With Inoue unable to Cheat 2 Win, and knowing that he can’t win by trying to outmatch Jun in the wrestling, or power departments, he’s only got one thing left. Inoue has to outsmart him, which he attempts to do in the form of several schoolboy roll-ups and a backslide. It’s not completely without merit, Inoue has won his fair share of undercard and midcard matches with that very hold, and Akiyama has dropped falls in the past to fluke cradles, the most notable being his first GHC loss in 2002. It’s not enough tonight though. Inoue tries to go up top and gets met halfway and planted with an Exploder, and the glazed look on Inoue’s face is absolutely priceless, and one of the best individual moments of the match.

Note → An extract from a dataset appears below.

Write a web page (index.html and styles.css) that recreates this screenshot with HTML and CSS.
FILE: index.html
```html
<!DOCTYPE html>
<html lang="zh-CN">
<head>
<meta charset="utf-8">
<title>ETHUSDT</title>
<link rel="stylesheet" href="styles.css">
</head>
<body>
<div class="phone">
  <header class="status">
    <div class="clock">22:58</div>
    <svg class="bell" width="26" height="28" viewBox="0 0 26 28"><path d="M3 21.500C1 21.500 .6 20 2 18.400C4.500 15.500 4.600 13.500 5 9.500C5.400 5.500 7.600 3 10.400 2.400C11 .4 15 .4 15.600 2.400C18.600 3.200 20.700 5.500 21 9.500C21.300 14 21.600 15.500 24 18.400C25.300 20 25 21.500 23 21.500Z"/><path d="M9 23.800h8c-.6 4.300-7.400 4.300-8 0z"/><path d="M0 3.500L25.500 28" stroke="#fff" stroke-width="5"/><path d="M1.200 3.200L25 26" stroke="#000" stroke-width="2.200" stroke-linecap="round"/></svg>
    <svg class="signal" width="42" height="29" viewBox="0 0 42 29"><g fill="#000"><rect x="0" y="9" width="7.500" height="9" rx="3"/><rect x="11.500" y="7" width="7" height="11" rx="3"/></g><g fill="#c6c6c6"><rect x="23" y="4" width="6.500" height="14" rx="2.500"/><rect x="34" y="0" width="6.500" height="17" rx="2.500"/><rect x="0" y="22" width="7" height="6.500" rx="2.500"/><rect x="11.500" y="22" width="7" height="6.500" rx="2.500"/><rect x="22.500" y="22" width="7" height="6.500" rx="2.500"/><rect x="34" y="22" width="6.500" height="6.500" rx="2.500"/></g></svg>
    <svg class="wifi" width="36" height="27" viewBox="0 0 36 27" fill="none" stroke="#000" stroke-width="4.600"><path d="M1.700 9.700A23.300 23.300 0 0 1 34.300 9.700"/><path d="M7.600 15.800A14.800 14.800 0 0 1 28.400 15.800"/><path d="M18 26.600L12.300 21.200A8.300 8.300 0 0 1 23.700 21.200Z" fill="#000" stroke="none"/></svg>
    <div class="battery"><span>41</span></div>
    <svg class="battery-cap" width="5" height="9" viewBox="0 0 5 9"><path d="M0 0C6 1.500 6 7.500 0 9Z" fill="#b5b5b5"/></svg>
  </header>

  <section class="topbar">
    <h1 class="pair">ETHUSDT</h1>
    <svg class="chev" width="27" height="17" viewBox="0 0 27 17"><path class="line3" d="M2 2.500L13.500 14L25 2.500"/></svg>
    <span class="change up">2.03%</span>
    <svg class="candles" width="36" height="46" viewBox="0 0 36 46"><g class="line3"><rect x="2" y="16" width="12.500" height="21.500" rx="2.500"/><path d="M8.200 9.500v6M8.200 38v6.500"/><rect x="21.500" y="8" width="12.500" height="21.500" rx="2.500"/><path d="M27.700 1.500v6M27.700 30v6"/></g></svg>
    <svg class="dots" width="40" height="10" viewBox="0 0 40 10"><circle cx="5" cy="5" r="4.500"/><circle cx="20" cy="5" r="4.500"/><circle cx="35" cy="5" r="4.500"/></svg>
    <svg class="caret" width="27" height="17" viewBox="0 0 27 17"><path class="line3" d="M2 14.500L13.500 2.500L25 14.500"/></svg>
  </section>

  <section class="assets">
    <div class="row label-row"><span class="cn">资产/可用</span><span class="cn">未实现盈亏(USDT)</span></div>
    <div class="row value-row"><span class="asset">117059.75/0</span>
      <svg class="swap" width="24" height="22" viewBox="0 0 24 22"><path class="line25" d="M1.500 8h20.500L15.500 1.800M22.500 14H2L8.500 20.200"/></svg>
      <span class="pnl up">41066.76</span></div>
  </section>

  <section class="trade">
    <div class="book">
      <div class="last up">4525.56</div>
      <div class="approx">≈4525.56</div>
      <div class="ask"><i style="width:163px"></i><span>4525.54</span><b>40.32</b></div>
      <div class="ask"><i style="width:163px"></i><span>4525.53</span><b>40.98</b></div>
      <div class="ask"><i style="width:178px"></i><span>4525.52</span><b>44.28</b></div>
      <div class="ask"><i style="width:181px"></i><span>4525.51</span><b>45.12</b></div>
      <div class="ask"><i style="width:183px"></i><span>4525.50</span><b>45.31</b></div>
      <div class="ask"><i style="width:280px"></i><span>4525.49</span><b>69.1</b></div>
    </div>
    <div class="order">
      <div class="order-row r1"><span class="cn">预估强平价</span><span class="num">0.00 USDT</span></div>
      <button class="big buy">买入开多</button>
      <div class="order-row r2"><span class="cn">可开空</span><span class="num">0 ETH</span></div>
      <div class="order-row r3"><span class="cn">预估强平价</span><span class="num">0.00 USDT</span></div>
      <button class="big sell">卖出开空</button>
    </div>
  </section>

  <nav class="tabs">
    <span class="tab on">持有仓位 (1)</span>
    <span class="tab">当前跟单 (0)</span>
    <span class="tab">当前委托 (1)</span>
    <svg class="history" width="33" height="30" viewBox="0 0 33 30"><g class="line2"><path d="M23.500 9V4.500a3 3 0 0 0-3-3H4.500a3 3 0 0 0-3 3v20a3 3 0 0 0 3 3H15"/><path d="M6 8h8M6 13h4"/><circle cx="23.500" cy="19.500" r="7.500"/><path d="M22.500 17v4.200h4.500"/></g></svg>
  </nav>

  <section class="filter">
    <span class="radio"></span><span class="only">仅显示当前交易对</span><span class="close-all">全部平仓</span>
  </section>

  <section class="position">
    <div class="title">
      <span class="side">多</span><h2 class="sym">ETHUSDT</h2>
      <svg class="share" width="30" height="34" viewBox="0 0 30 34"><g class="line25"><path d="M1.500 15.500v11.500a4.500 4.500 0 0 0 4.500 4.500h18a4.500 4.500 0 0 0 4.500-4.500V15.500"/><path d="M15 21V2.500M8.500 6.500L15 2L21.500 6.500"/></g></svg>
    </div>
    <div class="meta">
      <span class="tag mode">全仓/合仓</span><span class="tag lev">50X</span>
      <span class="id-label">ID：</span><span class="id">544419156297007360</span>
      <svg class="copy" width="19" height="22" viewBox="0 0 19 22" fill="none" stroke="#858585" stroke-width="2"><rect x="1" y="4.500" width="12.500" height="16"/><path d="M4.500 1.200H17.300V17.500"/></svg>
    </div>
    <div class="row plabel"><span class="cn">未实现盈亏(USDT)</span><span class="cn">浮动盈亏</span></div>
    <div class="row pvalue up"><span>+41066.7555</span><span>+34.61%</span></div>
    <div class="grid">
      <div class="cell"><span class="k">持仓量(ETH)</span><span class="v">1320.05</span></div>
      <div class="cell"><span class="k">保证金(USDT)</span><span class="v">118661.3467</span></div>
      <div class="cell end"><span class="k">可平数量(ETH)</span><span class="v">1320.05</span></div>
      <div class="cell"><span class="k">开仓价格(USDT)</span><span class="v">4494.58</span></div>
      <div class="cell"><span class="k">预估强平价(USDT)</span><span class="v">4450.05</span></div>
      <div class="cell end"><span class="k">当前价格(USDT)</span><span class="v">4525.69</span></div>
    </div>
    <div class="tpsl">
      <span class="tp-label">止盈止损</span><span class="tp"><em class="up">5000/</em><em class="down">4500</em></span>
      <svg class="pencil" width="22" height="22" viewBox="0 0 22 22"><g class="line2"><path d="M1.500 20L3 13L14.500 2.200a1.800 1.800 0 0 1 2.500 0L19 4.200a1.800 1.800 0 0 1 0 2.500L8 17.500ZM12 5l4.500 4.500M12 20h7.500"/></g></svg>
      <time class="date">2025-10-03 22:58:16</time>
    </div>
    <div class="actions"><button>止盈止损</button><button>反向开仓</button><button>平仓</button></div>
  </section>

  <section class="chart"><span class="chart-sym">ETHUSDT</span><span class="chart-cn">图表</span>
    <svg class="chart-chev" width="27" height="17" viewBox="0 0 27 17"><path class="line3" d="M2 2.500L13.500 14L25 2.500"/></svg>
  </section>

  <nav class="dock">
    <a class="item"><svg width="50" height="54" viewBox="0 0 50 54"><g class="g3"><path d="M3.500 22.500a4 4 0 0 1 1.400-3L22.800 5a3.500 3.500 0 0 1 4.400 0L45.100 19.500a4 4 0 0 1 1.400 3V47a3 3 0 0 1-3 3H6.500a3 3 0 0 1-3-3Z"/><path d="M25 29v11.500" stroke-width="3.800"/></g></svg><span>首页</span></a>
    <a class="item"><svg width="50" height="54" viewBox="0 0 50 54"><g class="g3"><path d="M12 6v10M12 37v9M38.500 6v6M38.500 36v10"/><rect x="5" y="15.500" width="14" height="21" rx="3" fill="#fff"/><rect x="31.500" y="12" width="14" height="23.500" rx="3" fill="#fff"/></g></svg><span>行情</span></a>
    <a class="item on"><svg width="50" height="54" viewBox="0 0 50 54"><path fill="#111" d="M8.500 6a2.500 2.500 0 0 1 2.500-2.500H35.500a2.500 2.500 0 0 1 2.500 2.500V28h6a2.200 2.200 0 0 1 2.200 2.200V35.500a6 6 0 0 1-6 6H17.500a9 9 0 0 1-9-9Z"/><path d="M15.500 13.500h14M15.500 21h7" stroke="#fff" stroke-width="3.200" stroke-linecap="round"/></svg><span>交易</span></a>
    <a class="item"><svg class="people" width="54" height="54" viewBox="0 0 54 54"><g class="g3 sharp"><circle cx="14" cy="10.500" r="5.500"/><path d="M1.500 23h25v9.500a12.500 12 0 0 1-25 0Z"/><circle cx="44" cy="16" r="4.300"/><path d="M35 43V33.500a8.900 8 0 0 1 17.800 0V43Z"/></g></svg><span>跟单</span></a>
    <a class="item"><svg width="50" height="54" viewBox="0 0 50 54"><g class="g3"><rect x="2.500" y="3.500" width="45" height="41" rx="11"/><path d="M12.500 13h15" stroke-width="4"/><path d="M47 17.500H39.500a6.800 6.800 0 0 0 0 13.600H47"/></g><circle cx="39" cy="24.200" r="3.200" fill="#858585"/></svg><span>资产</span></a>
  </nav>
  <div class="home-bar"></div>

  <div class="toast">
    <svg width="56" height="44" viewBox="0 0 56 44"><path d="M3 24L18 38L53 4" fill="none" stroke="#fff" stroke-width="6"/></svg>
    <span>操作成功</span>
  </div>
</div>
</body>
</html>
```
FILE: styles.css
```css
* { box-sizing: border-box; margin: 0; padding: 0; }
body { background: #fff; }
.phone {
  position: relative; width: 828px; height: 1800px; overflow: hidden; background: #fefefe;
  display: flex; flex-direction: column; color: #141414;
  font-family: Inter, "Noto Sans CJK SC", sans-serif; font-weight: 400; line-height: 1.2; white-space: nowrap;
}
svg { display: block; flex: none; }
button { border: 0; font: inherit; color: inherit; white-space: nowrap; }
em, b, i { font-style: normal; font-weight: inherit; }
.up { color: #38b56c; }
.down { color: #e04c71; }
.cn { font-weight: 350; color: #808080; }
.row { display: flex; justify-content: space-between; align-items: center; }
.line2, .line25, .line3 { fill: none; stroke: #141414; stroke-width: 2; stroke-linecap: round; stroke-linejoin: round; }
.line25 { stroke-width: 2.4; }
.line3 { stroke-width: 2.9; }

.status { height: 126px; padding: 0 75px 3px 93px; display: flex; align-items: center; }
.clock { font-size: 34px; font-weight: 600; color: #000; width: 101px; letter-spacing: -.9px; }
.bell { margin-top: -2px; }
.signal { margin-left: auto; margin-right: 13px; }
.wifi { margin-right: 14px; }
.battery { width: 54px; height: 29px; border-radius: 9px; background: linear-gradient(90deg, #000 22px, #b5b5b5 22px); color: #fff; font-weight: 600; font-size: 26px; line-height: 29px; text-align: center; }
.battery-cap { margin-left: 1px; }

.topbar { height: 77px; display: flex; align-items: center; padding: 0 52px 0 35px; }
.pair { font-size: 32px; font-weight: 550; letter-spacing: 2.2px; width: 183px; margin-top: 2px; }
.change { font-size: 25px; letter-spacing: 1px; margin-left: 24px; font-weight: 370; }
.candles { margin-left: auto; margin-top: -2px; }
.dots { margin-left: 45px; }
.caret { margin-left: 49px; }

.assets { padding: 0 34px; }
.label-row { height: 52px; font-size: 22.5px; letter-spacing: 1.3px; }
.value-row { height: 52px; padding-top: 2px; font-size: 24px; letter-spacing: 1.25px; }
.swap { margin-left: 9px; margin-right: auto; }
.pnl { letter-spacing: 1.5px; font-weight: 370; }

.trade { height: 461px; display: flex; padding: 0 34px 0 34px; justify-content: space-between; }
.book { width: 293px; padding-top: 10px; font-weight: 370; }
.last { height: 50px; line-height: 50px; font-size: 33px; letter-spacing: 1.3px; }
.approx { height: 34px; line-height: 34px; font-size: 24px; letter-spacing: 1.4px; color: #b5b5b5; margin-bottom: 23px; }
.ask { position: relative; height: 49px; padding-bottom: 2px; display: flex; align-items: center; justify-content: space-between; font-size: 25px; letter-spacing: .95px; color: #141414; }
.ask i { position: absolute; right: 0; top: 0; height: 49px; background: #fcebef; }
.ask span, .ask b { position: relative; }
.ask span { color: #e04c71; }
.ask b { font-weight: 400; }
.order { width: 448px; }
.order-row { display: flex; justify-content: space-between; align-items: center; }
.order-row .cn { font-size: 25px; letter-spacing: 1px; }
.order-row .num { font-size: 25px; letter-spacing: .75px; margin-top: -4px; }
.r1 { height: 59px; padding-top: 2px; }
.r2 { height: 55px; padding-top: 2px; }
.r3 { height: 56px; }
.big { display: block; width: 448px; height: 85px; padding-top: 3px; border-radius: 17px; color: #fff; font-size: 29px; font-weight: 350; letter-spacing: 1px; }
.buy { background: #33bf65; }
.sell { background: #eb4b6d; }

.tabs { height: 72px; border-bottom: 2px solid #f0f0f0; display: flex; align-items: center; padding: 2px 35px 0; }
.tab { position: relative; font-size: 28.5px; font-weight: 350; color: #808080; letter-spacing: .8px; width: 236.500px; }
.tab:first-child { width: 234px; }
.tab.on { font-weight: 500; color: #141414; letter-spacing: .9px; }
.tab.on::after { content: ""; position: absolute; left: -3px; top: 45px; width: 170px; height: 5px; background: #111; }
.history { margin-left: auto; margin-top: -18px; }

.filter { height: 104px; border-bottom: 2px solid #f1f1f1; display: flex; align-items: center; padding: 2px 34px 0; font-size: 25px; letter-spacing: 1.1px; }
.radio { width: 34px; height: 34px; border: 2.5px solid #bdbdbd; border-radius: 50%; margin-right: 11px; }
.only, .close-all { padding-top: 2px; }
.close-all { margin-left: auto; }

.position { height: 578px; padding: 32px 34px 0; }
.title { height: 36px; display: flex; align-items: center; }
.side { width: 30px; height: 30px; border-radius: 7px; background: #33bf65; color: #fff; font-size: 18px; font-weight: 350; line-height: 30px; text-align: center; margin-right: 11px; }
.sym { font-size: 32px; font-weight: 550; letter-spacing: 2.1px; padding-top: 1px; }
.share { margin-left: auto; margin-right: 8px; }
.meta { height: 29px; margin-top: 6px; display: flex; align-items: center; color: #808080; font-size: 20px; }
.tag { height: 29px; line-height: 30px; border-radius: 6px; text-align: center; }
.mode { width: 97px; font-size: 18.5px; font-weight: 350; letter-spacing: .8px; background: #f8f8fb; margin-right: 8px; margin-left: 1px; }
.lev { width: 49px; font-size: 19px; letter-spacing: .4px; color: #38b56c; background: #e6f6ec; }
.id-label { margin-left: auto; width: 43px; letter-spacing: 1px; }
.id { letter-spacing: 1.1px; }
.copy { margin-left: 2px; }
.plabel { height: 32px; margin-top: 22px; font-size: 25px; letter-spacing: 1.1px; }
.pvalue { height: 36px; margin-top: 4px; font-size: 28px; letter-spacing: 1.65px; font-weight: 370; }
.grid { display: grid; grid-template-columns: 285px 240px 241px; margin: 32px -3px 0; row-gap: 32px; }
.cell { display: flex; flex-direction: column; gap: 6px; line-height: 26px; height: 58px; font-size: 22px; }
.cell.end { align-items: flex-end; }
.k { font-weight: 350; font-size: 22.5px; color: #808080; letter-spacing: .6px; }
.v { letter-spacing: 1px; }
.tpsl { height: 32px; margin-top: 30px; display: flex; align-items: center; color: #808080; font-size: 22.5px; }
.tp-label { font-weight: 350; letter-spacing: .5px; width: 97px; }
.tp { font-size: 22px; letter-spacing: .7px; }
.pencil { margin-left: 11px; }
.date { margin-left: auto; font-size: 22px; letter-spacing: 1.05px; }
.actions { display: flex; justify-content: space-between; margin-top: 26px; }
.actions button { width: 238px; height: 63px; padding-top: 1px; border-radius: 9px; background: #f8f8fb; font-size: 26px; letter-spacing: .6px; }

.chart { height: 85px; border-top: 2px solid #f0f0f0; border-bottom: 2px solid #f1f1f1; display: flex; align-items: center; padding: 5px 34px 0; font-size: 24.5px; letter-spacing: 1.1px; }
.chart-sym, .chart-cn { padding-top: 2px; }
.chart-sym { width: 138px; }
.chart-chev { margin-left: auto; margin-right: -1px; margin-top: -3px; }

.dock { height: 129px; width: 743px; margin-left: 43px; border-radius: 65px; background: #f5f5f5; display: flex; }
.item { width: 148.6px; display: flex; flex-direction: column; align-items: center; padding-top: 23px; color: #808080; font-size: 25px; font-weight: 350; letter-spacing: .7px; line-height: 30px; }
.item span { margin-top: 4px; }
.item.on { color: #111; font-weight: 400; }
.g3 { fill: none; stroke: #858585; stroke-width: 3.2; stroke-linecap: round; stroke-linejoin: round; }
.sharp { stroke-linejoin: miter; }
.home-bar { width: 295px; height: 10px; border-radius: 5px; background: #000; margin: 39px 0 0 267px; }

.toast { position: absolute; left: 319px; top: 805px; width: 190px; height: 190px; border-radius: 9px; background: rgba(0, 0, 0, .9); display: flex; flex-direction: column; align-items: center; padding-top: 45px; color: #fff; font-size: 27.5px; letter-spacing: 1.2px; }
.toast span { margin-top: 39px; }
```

Jun lets his cockiness get the better of him, and tries to go up top himself, and Inoue then cuts him off with a superplex, and applies the Argentine Backbreaker. That’s the only point in the match where it looks like Inoue might have a chance, but he’s not done nearly enough to wear down Akiyama, and Jun escapes. From there on, Akiyama levels Inoue with running knees, and Exploders, and finally plants him with an Exploder ‘98 to finish him off. If one of the worst wrestlers on the roster can have a passable GHC Title match, simply by focusing on sound psychology and storytelling, why doesn’t NOAH do this on a consistent basis? ***1/4

Conclusion: This is definitely a step up from the previous Budokan show. Two matches that could have been horrible, were both very pleasant surprises. Definite recommendation for Spring Navigation 2006, and you can even buy it legit!